Its hit points + fatigue points + critical hit chart makes it so that nearly every combat action has a result of some kind. You're always shifting the narrative of combat, even just a little, on nearly every throw of the dice. The way the player resource pools + abilities + triggers based on advantageous dice rolling makes it so that in an even fight, the winning side really comes down to who can best utilize their strengths in the situation. If two sides are just fighting an evenly matched pitched battle, eventually it comes to a point where resources are depleted, the enemy is about to break through your defenses / strategy, and you're going to have to do something bold and innovative in response, or else you'd better just retreat and live to fight another day.
It's a really interesting sort of combat dynamic. It's very, very different from D&D. It's very different from Savage Worlds. It's very different from Ironsworn. In play it totally reminded me of the emotional swings watching Han try to fight his way into the shield bunker in Return of the Jedi, or the gold heist in Season 1 of Andor.
Some things go right, but lots of obstacles crop up along the way, and hard choices have to get made. FFG Star Wars combat has this same kind of distinct tug of war going on. How much do you risk? How far do you let your resources dwindle until you have to break out of the current state of battle and do something to turn the tide?

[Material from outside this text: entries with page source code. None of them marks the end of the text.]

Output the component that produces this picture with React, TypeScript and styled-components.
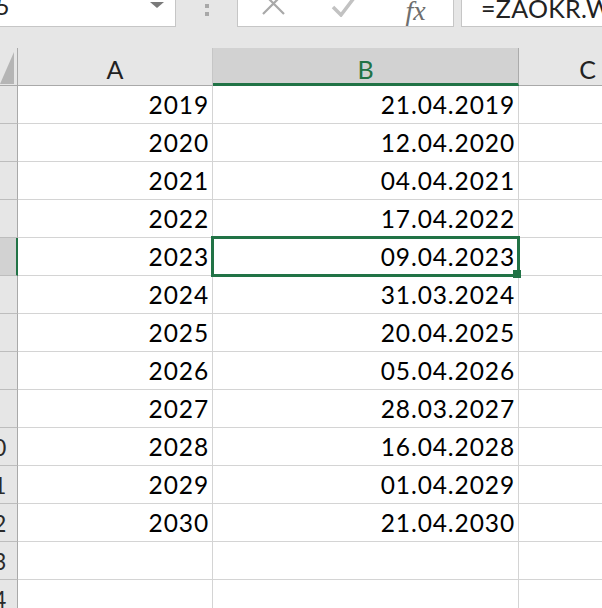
import React from "react";
import styled, { createGlobalStyle } from "styled-components";

const GlobalStyle = createGlobalStyle`
  html, body { margin: 0; padding: 0; background: #ffffff; overflow: hidden; }
  * { box-sizing: border-box; }
`;

const GREEN = "#217346";
const FONT = `"Lato", "Liberation Sans", sans-serif`;

const Window = styled.div`
  width: 602px;
  height: 608px;
  overflow: hidden;
  background: #e6e6e6;
  display: flex;
  flex-direction: column;
  font-family: ${FONT};
`;

const FormulaBar = styled.div`
  display: flex;
  height: 27px;
  flex-shrink: 0;
`;

const NameBox = styled.div`
  width: 176px;
  background: #ffffff;
  border-right: 1px solid #c6c6c6;
  border-bottom: 1px solid #c6c6c6;
  display: flex;
  justify-content: space-between;
  align-items: flex-start;
  overflow: hidden;
`;

const NameText = styled.span`
  font-size: 24px;
  line-height: 24px;
  margin-top: -6px;
  margin-left: -20px;
  color: #222;
  white-space: nowrap;
`;

const DropArrow = styled.span`
  width: 0;
  height: 0;
  border-left: 7px solid transparent;
  border-right: 7px solid transparent;
  border-top: 6px solid #7a7a7a;
  margin: 2px 11px 0 0;
`;

const Grip = styled.div`
  width: 61px;
  display: flex;
  flex-direction: column;
  align-items: center;
  gap: 4px;
  padding-top: 4px;
`;

const GripDot = styled.span`
  width: 4px;
  height: 4px;
  background: #a8a8a8;
`;

const ActionBox = styled.div`
  width: 217px;
  background: #ffffff;
  border: 1px solid #c6c6c6;
  border-top: none;
  display: grid;
  grid-template-columns: repeat(3, 71px);
  justify-items: center;
  align-items: start;
  overflow: hidden;
`;

const IconSvg = styled.svg<{ $top: number }>`
  margin-top: ${(p) => p.$top}px;
  display: block;
`;

const Fx = styled.span`
  font-family: "Liberation Serif", "DejaVu Serif", serif;
  font-style: italic;
  font-size: 28px;
  line-height: 28px;
  margin-top: -3px;
  color: #6e6e6e;
`;

const FormulaBox = styled.div`
  flex: 1;
  margin-left: 7px;
  background: #ffffff;
  border-left: 1px solid #c6c6c6;
  border-bottom: 1px solid #c6c6c6;
  overflow: hidden;
  white-space: nowrap;
  padding-left: 19px;
`;

const FormulaText = styled.div`
  font-size: 25px;
  line-height: 25px;
  margin-top: -4px;
  letter-spacing: 0.3px;
  color: #222;
`;

const Gap = styled.div`
  height: 21px;
  flex-shrink: 0;
`;

const Sheet = styled.div`
  display: grid;
  grid-template-columns: 18px 195px 306px 138px;
  grid-auto-rows: 38px;
  background: #ffffff;
`;

const Corner = styled.div`
  background: #e6e6e6;
  border-right: 1px solid #a9a9a9;
  border-bottom: 1px solid #a9a9a9;
  display: flex;
  align-items: flex-end;
  padding-bottom: 1px;
`;

const ColHeader = styled.div<{ $active?: boolean }>`
  background: ${(p) => (p.$active ? "#d2d2d2" : "#e6e6e6")};
  border-right: 1px solid ${(p) => (p.$active ? "#ababab" : "#c6c6c6")};
  border-bottom: ${(p) => (p.$active ? `3px solid ${GREEN}` : "1px solid #a9a9a9")};
  color: ${(p) => (p.$active ? GREEN : "#222")};
  font-size: 25px;
  display: flex;
  align-items: center;
  justify-content: center;
  padding-top: ${(p) => (p.$active ? "6px" : "4px")};
`;

const RowHeader = styled.div<{ $active?: boolean }>`
  background: ${(p) => (p.$active ? "#d2d2d2" : "#e6e6e6")};
  border-right: ${(p) => (p.$active ? `2px solid ${GREEN}` : "1px solid #a9a9a9")};
  border-bottom: 1px solid #bdbdbd;
  display: flex;
  justify-content: flex-end;
  align-items: center;
  overflow: hidden;
`;

const RowLabel = styled.span<{ $active?: boolean }>`
  flex-shrink: 0;
  width: 48px;
  text-align: center;
  font-size: 23px;
  color: ${(p) => (p.$active ? GREEN : "#2b2b2b")};
`;

const Cell = styled.div<{ $selected?: boolean }>`
  position: relative;
  border-right: 1px solid #d4d4d4;
  border-bottom: 1px solid #d4d4d4;
  display: flex;
  align-items: center;
  justify-content: flex-end;
  padding-right: 3px;
  font-size: 24.5px;
  letter-spacing: 0.9px;
  color: #000;
  white-space: nowrap;

  ${(p) =>
    p.$selected &&
    `
    &::before {
      content: "";
      position: absolute;
      left: -2px;
      top: -2px;
      right: -2px;
      bottom: -2px;
      border: 3px solid ${GREEN};
      z-index: 1;
    }
    &::after {
      content: "";
      position: absolute;
      right: -3px;
      bottom: -3px;
      width: 8px;
      height: 8px;
      background: ${GREEN};
      z-index: 2;
    }
  `}
`;

const rows: [string, string][] = [
  ["2019", "21.04.2019"],
  ["2020", "12.04.2020"],
  ["2021", "04.04.2021"],
  ["2022", "17.04.2022"],
  ["2023", "09.04.2023"],
  ["2024", "31.03.2024"],
  ["2025", "20.04.2025"],
  ["2026", "05.04.2026"],
  ["2027", "28.03.2027"],
  ["2028", "16.04.2028"],
  ["2029", "01.04.2029"],
  ["2030", "21.04.2030"],
  ["", ""],
  ["", ""],
];

export default function App() {
  return (
    <>
      <GlobalStyle />
      <Window>
        <FormulaBar>
          <NameBox>
            <NameText>B5</NameText>
            <DropArrow />
          </NameBox>
          <Grip>
            <GripDot />
            <GripDot />
          </Grip>
          <ActionBox>
            <IconSvg $top={-7} width="23" height="22" viewBox="0 0 23 22">
              <path d="M1 0 L22 21 M22 0 L1 21" stroke="#a9a9a9" strokeWidth="2.2" fill="none" />
            </IconSvg>
            <IconSvg $top={-8} width="27" height="25" viewBox="0 0 27 25">
              <path d="M2 15 L10 23 L26 2" stroke="#c2c2c2" strokeWidth="3.5" fill="none" strokeLinejoin="miter" />
            </IconSvg>
            <Fx>fx</Fx>
          </ActionBox>
          <FormulaBox>
            <FormulaText>=ZAOKR.W.GÓRĘ(DATA(A5;3;14)/7;1)*7-6</FormulaText>
          </FormulaBox>
        </FormulaBar>
        <Gap />
        <Sheet>
          <Corner>
            <svg width="14" height="32" viewBox="0 0 14 32">
              <polygon points="0,32 14,32 14,0" fill="#b5b5b5" />
            </svg>
          </Corner>
          <ColHeader>A</ColHeader>
          <ColHeader $active>B</ColHeader>
          <ColHeader>C</ColHeader>
          {rows.map(([year, date], i) => {
            const active = i === 4;
            return (
              <React.Fragment key={i}>
                <RowHeader $active={active}>
                  <RowLabel $active={active}>{i + 1}</RowLabel>
                </RowHeader>
                <Cell>{year}</Cell>
                <Cell $selected={active}>{date}</Cell>
                <Cell />
              </React.Fragment>
            );
          })}
        </Sheet>
      </Window>
    </>
  );
}
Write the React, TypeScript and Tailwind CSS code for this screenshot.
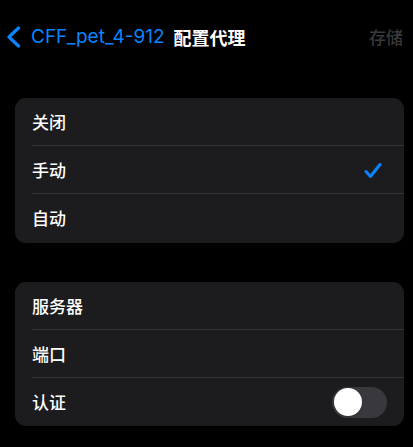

*Edit -- In retrospect, one of the things FFG Star Wars does well is telegraph when an opponent's grasp of victory is about to slip away. The overall tenor of a fight follows fairly closely with what the characters involved would be experiencing. It creates an interesting in-game narrative, where the game results are correlating one-to-one with the thought process of the character or NPC. "Man, this is getting away from me. If I don't get out of my current result loop, we're going to lose and probably get captured or worse."
This also creates an interesting dynamic because Star Wars combat isn't necessarily considered to be "to the death." Surrender and capture, bargaining, and retreat are all presented in the source fiction as being viable ways of handling a battle rather than just simply slugging it out.